Another recommendation in the report involves rethinking the approach to “moving students forward without the necessary foundational skills.”

According to the report, several respondents encouraged holding students accountable by establishing clear expectations and boundaries.

“If we retain a student, or a student doesn’t meet the outcomes, then we would look to see how we could catch that student up. That could take a whole variety of situations to make that happen,” said Hogan.

The report also recommends developing a new classroom composition model and a reasonable timeline to implement an improved inclusive and equitable system.

Hogan was asked how that would be possible while respecting class size maximums as per the teachers’ collective agreement.
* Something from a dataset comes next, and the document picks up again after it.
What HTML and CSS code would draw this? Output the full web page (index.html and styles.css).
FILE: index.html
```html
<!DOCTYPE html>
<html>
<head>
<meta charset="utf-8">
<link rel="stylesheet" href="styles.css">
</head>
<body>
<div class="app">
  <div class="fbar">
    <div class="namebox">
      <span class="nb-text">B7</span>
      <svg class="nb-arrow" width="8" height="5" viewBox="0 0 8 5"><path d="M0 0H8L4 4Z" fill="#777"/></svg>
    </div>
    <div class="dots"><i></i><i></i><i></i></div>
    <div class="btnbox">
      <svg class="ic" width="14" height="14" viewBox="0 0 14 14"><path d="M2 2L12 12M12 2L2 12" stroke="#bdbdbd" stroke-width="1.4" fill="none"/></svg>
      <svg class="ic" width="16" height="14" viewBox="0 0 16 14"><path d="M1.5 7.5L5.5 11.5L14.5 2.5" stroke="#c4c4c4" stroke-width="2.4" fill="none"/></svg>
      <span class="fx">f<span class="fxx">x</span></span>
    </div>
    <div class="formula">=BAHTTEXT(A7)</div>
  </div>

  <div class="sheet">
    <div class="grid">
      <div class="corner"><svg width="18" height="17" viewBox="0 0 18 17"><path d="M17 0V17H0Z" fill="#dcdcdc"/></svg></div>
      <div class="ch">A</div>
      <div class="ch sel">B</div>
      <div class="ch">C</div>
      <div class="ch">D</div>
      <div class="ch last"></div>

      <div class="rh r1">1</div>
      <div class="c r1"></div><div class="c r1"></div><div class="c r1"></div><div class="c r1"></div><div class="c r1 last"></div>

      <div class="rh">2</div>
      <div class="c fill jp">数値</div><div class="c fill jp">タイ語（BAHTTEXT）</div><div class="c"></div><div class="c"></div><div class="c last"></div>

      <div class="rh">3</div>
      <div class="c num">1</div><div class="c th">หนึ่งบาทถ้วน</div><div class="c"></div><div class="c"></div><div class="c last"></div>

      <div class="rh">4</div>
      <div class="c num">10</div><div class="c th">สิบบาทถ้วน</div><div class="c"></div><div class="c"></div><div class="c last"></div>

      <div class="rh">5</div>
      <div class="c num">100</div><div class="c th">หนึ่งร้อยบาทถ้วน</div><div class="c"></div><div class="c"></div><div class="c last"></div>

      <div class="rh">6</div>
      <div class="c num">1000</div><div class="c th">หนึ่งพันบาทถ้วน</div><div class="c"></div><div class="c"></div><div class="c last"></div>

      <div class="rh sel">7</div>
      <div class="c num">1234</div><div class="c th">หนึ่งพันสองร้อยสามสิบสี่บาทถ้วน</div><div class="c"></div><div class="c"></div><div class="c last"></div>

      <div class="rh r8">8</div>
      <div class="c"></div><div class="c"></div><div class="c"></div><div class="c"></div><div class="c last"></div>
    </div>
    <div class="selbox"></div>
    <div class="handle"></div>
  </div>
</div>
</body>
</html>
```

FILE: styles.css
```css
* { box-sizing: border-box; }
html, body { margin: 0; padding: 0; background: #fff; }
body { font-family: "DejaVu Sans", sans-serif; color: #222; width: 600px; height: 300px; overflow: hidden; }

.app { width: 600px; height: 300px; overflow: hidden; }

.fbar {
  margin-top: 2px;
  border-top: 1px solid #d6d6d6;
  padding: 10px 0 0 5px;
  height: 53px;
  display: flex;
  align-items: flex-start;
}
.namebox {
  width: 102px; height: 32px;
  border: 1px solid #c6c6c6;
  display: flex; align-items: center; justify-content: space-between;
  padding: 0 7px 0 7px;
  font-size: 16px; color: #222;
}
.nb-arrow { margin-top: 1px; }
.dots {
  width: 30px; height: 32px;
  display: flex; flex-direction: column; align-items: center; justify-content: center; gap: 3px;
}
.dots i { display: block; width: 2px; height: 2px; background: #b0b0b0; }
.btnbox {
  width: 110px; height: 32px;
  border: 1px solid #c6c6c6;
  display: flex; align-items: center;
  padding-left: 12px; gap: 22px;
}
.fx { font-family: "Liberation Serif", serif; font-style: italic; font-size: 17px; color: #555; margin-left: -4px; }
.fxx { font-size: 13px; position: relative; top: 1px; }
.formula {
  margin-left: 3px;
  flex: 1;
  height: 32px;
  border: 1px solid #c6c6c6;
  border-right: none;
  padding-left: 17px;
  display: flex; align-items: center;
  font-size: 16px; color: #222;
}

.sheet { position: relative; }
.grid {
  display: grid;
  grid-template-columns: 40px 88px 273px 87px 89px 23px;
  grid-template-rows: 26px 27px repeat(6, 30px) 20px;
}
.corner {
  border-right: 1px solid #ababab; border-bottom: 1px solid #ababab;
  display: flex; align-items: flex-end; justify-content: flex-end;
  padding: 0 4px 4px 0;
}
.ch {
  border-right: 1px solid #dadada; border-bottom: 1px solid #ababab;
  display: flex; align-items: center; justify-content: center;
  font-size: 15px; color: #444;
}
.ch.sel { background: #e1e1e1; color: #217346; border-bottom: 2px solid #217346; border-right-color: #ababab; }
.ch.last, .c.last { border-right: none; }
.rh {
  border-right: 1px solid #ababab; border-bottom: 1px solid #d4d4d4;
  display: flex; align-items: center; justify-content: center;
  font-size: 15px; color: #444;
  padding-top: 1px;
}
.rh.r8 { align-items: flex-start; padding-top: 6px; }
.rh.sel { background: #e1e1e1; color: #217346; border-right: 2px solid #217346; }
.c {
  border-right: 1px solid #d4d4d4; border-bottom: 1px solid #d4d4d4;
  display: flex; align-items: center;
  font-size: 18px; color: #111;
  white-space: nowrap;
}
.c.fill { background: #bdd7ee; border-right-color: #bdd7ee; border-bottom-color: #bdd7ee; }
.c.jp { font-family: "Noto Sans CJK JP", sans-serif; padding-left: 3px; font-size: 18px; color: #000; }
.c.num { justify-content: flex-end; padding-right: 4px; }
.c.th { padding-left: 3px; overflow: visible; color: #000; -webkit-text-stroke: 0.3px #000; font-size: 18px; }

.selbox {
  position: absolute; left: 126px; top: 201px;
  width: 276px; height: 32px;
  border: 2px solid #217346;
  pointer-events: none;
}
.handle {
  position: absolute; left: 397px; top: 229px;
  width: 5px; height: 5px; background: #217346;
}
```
“There are areas where we can reduce the number of students that have higher needs and give them greater support in a class while placing students that have lesser needs and can achieve better academically in a larger class while respecting the collective agreement at the same time,” he said.

Other recommendations in the report include:

  • Developing a new classroom composition model and a reasonable timeline to implement an improved inclusive and equitable system.
  • Improving retention and recruitment of qualified teachers and specialized health service professionals in education.
  • Establishing a clear plan for strengthening French language learning, including expanding course options and opportunities for high school students, and exploring options for students to enter French immersion with greater flexibility based on readiness.
  • Encouraging movement and getting outside, including embedding 30 minutes of physical education for K-8 daily in addition to outdoor education opportunities.
  • Leveraging technology to enhance learning and personalization.
  • Supporting educational assistants in receiving dedicated training, professional learning, and opportunities to further collaborate with teachers to support the changing needs of students.
  • Ensuring teachers who work with early readers have specific training designed to maximize the development and outcomes of these students.

Formed in April, the executive steering committee is composed of educators, students, the New Brunswick Teachers’ Association and other key groups.

It engaged with education partners through virtual and in-person sessions and received feedback from more than 3,000 New Brunswickers through an online survey.

“Teachers look forward to hearing the details of this commitment from the government to strengthen public education in New Brunswick,” said Ardith Shirley, executive director of the New Brunswick Teachers’ Association.

“We look forward to the implementation plans and government funding for all of these recommendations.”

Hogan said the department will develop implementation plans and an accountability framework for the following actions by March 31, 2024.